René Buch is an expert interpreter of Lorca (he’s helmed three productions of The House of Bernarda Alba alone), and it shows in his masterful direction. He’s smoothly orchestrated Lorca’s text with stylized, stately grace, alternating between expressionistic direct address in the surreal moments to sharply heightened realism in the more conventional dialogue scenes. More often than not, the raw emotion behind Lorca’s sensuous poetry bursts through, as in the heartbreaking despair of the Young Man about the son he will never know, the Fiancee’s erotic encounter with her dream lover, or the Typist’s doomed longing. The entire cast performs their roles with impassioned clarity. Many double or triple roles, clearly distinguishing between them.
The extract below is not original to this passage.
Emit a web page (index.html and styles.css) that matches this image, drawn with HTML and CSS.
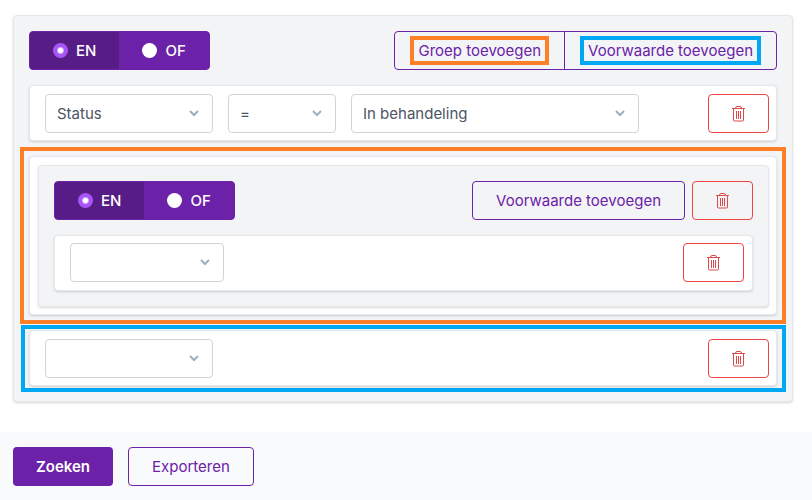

As ingeniously designed by Roberto Weber Federico, this is minimalist Lorca. The characters are costumed with a mixture of realistic yet streamlined detail (the men’s suits, the women’s sweeping dresses) and abstraction (lycra for the circus sequence, lycra for the Cat, a glittering lace veil and bodysuit for the Mannequin, a white-feathered hat for the talking Mask). Movement director Fernando Then’s adept choreography mixes circus-style acrobatics with stately ritualized gesture.
There were moments when I longed for more spectacle and spark, particularly in the beautiful yet oddly measured circus sequence, or the dreamy duet between the Boy and Cat, yet overall this is fine, straightforward production of a seldom-seen Lorca work.